== Task directions ==
Every line below should be copied exactly; drop the pictures.

== Available data ==
_ _ _ _ _ _ _

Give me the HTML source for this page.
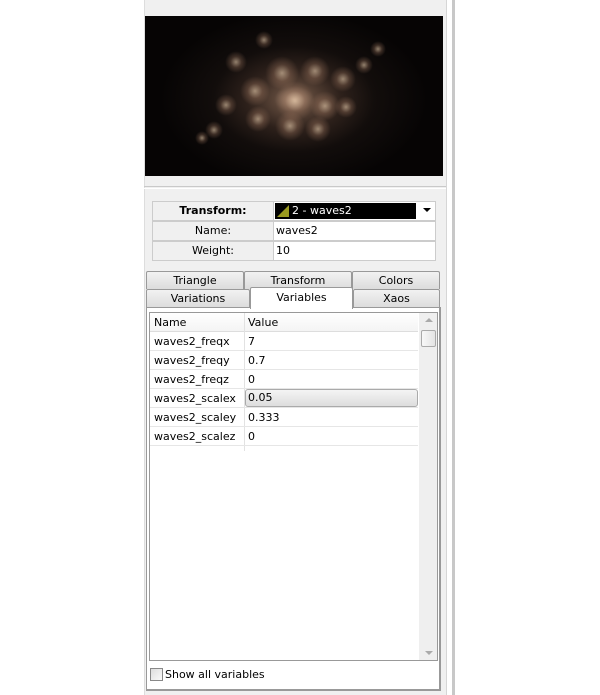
<!DOCTYPE html>
<html><head><style>
*{box-sizing:border-box;margin:0;padding:0}
body{width:600px;height:695px;background:#fff;position:relative;overflow:hidden;font-family:"DejaVu Sans","Liberation Sans",sans-serif;font-size:11px;color:#000}
.a{position:absolute}
.panel{left:144px;top:0;width:302px;height:695px;background:#f0f0f0;border-left:1px solid #ddd}
.img{left:145px;top:16px;width:298px;height:160px;background:
radial-gradient(ellipse 45% 55% at 50% 52%,rgba(230,190,160,.7) 0,rgba(170,130,105,.5) 15%,rgba(110,80,65,.38) 35%,rgba(60,45,38,.22) 60%,rgba(0,0,0,0) 100%),#060404;overflow:hidden}
.b{position:absolute;border-radius:50%;background:radial-gradient(circle,rgba(255,225,190,.55) 0,rgba(200,150,120,.25) 35%,rgba(0,0,0,0) 70%)}
.cell{position:absolute;border:1px solid #ccc;background:#fff;height:20px;line-height:18px}
.tab{position:absolute;height:18px;background:linear-gradient(#f2f2f2,#dcdcdc);border:1px solid #999;border-bottom:none;text-align:center;line-height:17px;border-radius:2px 2px 0 0}
.row{position:absolute;left:150px;width:268px;height:19px;border-bottom:1px solid #e6e6e6;line-height:19px}
.row span{position:absolute;left:4px}
.row i{font-style:normal;position:absolute;left:98px}
</style></head><body>
<div class="a panel"></div>
<div class="a" style="left:446px;top:0;width:1px;height:695px;background:#d6d6d6"></div>
<div class="a" style="left:452px;top:0;width:3px;height:695px;background:#c8c8c8"></div>
<div class="a" style="left:144px;top:186px;width:302px;height:1px;background:#c9c9c9"></div>
<div class="a" style="left:144px;top:188px;width:302px;height:1px;background:#fff"></div>
<div class="a img">
<div class="b" style="left:130px;top:65px;width:40px;height:40px"></div>
<div class="b" style="left:95px;top:60px;width:30px;height:30px"></div>
<div class="b" style="left:155px;top:40px;width:30px;height:30px"></div>
<div class="b" style="left:120px;top:40px;width:34px;height:34px"></div>
<div class="b" style="left:165px;top:75px;width:30px;height:30px"></div>
<div class="b" style="left:130px;top:95px;width:30px;height:30px"></div>
<div class="b" style="left:100px;top:90px;width:26px;height:26px"></div>
<div class="b" style="left:160px;top:100px;width:26px;height:26px"></div>
<div class="b" style="left:185px;top:50px;width:26px;height:26px"></div>
<div class="b" style="left:80px;top:35px;width:22px;height:22px"></div>
<div class="b" style="left:70px;top:78px;width:22px;height:22px"></div>
<div class="b" style="left:190px;top:80px;width:22px;height:22px"></div>
<div class="b" style="left:210px;top:40px;width:18px;height:18px"></div>
<div class="b" style="left:225px;top:25px;width:16px;height:16px"></div>
<div class="b" style="left:60px;top:105px;width:18px;height:18px"></div>
<div class="b" style="left:50px;top:115px;width:14px;height:14px"></div>
<div class="b" style="left:110px;top:15px;width:18px;height:18px"></div>
</div>
<div class="cell" style="left:152px;top:201px;width:122px;text-align:center;font-weight:bold;background:#f0f0f0">Transform:</div>
<div class="cell" style="left:273px;top:201px;width:163px;background:#fff"></div>
<div class="a" style="left:275px;top:203px;width:141px;height:16px;background:#000;color:#fff;line-height:15px;padding-left:17px">2 - waves2</div>
<svg class="a" style="left:277px;top:205px" width="12" height="12"><polygon points="0,12 12,0 12,12" fill="#9a9a20"/></svg>
<div class="a" style="left:423px;top:208px;width:0;height:0;border-left:4px solid transparent;border-right:4px solid transparent;border-top:4px solid #000"></div>
<div class="cell" style="left:152px;top:221px;width:122px;text-align:center;background:#f0f0f0">Name:</div>
<div class="cell" style="left:273px;top:221px;width:163px;padding-left:2px">waves2</div>
<div class="cell" style="left:152px;top:241px;width:122px;text-align:center;background:#f0f0f0">Weight:</div>
<div class="cell" style="left:273px;top:241px;width:163px;padding-left:2px">10</div>
<div class="tab" style="left:146px;top:271px;width:98px">Triangle</div>
<div class="tab" style="left:244px;top:271px;width:108px">Transform</div>
<div class="tab" style="left:352px;top:271px;width:88px">Colors</div>
<div class="tab" style="left:146px;top:289px;width:104px">Variations</div>
<div class="tab" style="left:353px;top:289px;width:87px">Xaos</div>
<div class="a" style="left:146px;top:307px;width:295px;height:384px;background:#fff;border:1px solid #999;border-right:2px solid #999;border-bottom:2px solid #999"></div>
<div class="tab" style="left:250px;top:287px;width:103px;height:22px;background:#fff;border-color:#999;line-height:19px">Variables</div>
<div class="a" style="left:149px;top:312px;width:289px;height:349px;border:1px solid #999;background:#fff"></div>
<div class="a" style="left:150px;top:313px;width:268px;height:19px;border-bottom:1px solid #ddd;background:linear-gradient(#fff,#f4f4f4)"></div>
<div class="a" style="left:244px;top:313px;width:1px;height:138px;background:#e2e2e2"></div>
<div class="a" style="left:154px;top:316px">Name</div>
<div class="a" style="left:248px;top:316px">Value</div>
<div class="row" style="top:332px"><span>waves2_freqx</span><i>7</i></div>
<div class="row" style="top:351px"><span>waves2_freqy</span><i>0.7</i></div>
<div class="row" style="top:370px"><span>waves2_freqz</span><i>0</i></div>
<div class="row" style="top:389px"><span>waves2_scalex</span><i>0.05</i></div>
<div class="a" style="left:245px;top:389px;width:173px;height:18px;border:1px solid #aaa;border-radius:3px;background:linear-gradient(#f4f4f4,#ddd)"></div>
<div class="a" style="left:248px;top:391px">0.05</div>
<div class="row" style="top:408px"><span>waves2_scaley</span><i>0.333</i></div>
<div class="row" style="top:427px"><span>waves2_scalez</span><i>0</i></div>
<div class="a" style="left:419px;top:313px;width:18px;height:347px;background:#efefef"></div>
<div class="a" style="left:425px;top:318px;border-left:4px solid transparent;border-right:4px solid transparent;border-bottom:4px solid #aaa"></div>
<div class="a" style="left:421px;top:330px;width:15px;height:17px;border:1px solid #aaa;border-radius:2px;background:linear-gradient(90deg,#f8f8f8,#e4e4e4)"></div>
<div class="a" style="left:425px;top:651px;border-left:4px solid transparent;border-right:4px solid transparent;border-top:4px solid #aaa"></div>
<div class="a" style="left:150px;top:668px;width:13px;height:13px;border:1px solid #888;background:linear-gradient(135deg,#ddd,#fafafa)"></div>
<div class="a" style="left:165px;top:668px">Show all variables</div>
</body></html>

_ _ _ _ _ _ _

== Problem solution ==
Give me the HTML source for this page.
<!DOCTYPE html>
<html><head><style>
*{box-sizing:border-box;margin:0;padding:0}
body{width:600px;height:695px;background:#fff;position:relative;overflow:hidden;font-family:"DejaVu Sans","Liberation Sans",sans-serif;font-size:11px;color:#000}
.a{position:absolute}
.panel{left:144px;top:0;width:302px;height:695px;background:#f0f0f0;border-left:1px solid #ddd}
.img{left:145px;top:16px;width:298px;height:160px;background:
radial-gradient(ellipse 45% 55% at 50% 52%,rgba(230,190,160,.7) 0,rgba(170,130,105,.5) 15%,rgba(110,80,65,.38) 35%,rgba(60,45,38,.22) 60%,rgba(0,0,0,0) 100%),#060404;overflow:hidden}
.b{position:absolute;border-radius:50%;background:radial-gradient(circle,rgba(255,225,190,.55) 0,rgba(200,150,120,.25) 35%,rgba(0,0,0,0) 70%)}
.cell{position:absolute;border:1px solid #ccc;background:#fff;height:20px;line-height:18px}
.tab{position:absolute;height:18px;background:linear-gradient(#f2f2f2,#dcdcdc);border:1px solid #999;border-bottom:none;text-align:center;line-height:17px;border-radius:2px 2px 0 0}
.row{position:absolute;left:150px;width:268px;height:19px;border-bottom:1px solid #e6e6e6;line-height:19px}
.row span{position:absolute;left:4px}
.row i{font-style:normal;position:absolute;left:98px}
</style></head><body>
<div class="a panel"></div>
<div class="a" style="left:446px;top:0;width:1px;height:695px;background:#d6d6d6"></div>
<div class="a" style="left:452px;top:0;width:3px;height:695px;background:#c8c8c8"></div>
<div class="a" style="left:144px;top:186px;width:302px;height:1px;background:#c9c9c9"></div>
<div class="a" style="left:144px;top:188px;width:302px;height:1px;background:#fff"></div>
<div class="a img">
<div class="b" style="left:130px;top:65px;width:40px;height:40px"></div>
<div class="b" style="left:95px;top:60px;width:30px;height:30px"></div>
<div class="b" style="left:155px;top:40px;width:30px;height:30px"></div>
<div class="b" style="left:120px;top:40px;width:34px;height:34px"></div>
<div class="b" style="left:165px;top:75px;width:30px;height:30px"></div>
<div class="b" style="left:130px;top:95px;width:30px;height:30px"></div>
<div class="b" style="left:100px;top:90px;width:26px;height:26px"></div>
<div class="b" style="left:160px;top:100px;width:26px;height:26px"></div>
<div class="b" style="left:185px;top:50px;width:26px;height:26px"></div>
<div class="b" style="left:80px;top:35px;width:22px;height:22px"></div>
<div class="b" style="left:70px;top:78px;width:22px;height:22px"></div>
<div class="b" style="left:190px;top:80px;width:22px;height:22px"></div>
<div class="b" style="left:210px;top:40px;width:18px;height:18px"></div>
<div class="b" style="left:225px;top:25px;width:16px;height:16px"></div>
<div class="b" style="left:60px;top:105px;width:18px;height:18px"></div>
<div class="b" style="left:50px;top:115px;width:14px;height:14px"></div>
<div class="b" style="left:110px;top:15px;width:18px;height:18px"></div>
</div>
<div class="cell" style="left:152px;top:201px;width:122px;text-align:center;font-weight:bold;background:#f0f0f0">Transform:</div>
<div class="cell" style="left:273px;top:201px;width:163px;background:#fff"></div>
<div class="a" style="left:275px;top:203px;width:141px;height:16px;background:#000;color:#fff;line-height:15px;padding-left:17px">2 - waves2</div>
<svg class="a" style="left:277px;top:205px" width="12" height="12"><polygon points="0,12 12,0 12,12" fill="#9a9a20"/></svg>
<div class="a" style="left:423px;top:208px;width:0;height:0;border-left:4px solid transparent;border-right:4px solid transparent;border-top:4px solid #000"></div>
<div class="cell" style="left:152px;top:221px;width:122px;text-align:center;background:#f0f0f0">Name:</div>
<div class="cell" style="left:273px;top:221px;width:163px;padding-left:2px">waves2</div>
<div class="cell" style="left:152px;top:241px;width:122px;text-align:center;background:#f0f0f0">Weight:</div>
<div class="cell" style="left:273px;top:241px;width:163px;padding-left:2px">10</div>
<div class="tab" style="left:146px;top:271px;width:98px">Triangle</div>
<div class="tab" style="left:244px;top:271px;width:108px">Transform</div>
<div class="tab" style="left:352px;top:271px;width:88px">Colors</div>
<div class="tab" style="left:146px;top:289px;width:104px">Variations</div>
<div class="tab" style="left:353px;top:289px;width:87px">Xaos</div>
<div class="a" style="left:146px;top:307px;width:295px;height:384px;background:#fff;border:1px solid #999;border-right:2px solid #999;border-bottom:2px solid #999"></div>
<div class="tab" style="left:250px;top:287px;width:103px;height:22px;background:#fff;border-color:#999;line-height:19px">Variables</div>
<div class="a" style="left:149px;top:312px;width:289px;height:349px;border:1px solid #999;background:#fff"></div>
<div class="a" style="left:150px;top:313px;width:268px;height:19px;border-bottom:1px solid #ddd;background:linear-gradient(#fff,#f4f4f4)"></div>
<div class="a" style="left:244px;top:313px;width:1px;height:138px;background:#e2e2e2"></div>
<div class="a" style="left:154px;top:316px">Name</div>
<div class="a" style="left:248px;top:316px">Value</div>
<div class="row" style="top:332px"><span>waves2_freqx</span><i>7</i></div>
<div class="row" style="top:351px"><span>waves2_freqy</span><i>0.7</i></div>
<div class="row" style="top:370px"><span>waves2_freqz</span><i>0</i></div>
<div class="row" style="top:389px"><span>waves2_scalex</span><i>0.05</i></div>
<div class="a" style="left:245px;top:389px;width:173px;height:18px;border:1px solid #aaa;border-radius:3px;background:linear-gradient(#f4f4f4,#ddd)"></div>
<div class="a" style="left:248px;top:391px">0.05</div>
<div class="row" style="top:408px"><span>waves2_scaley</span><i>0.333</i></div>
<div class="row" style="top:427px"><span>waves2_scalez</span><i>0</i></div>
<div class="a" style="left:419px;top:313px;width:18px;height:347px;background:#efefef"></div>
<div class="a" style="left:425px;top:318px;border-left:4px solid transparent;border-right:4px solid transparent;border-bottom:4px solid #aaa"></div>
<div class="a" style="left:421px;top:330px;width:15px;height:17px;border:1px solid #aaa;border-radius:2px;background:linear-gradient(90deg,#f8f8f8,#e4e4e4)"></div>
<div class="a" style="left:425px;top:651px;border-left:4px solid transparent;border-right:4px solid transparent;border-top:4px solid #aaa"></div>
<div class="a" style="left:150px;top:668px;width:13px;height:13px;border:1px solid #888;background:linear-gradient(135deg,#ddd,#fafafa)"></div>
<div class="a" style="left:165px;top:668px">Show all variables</div>
</body></html>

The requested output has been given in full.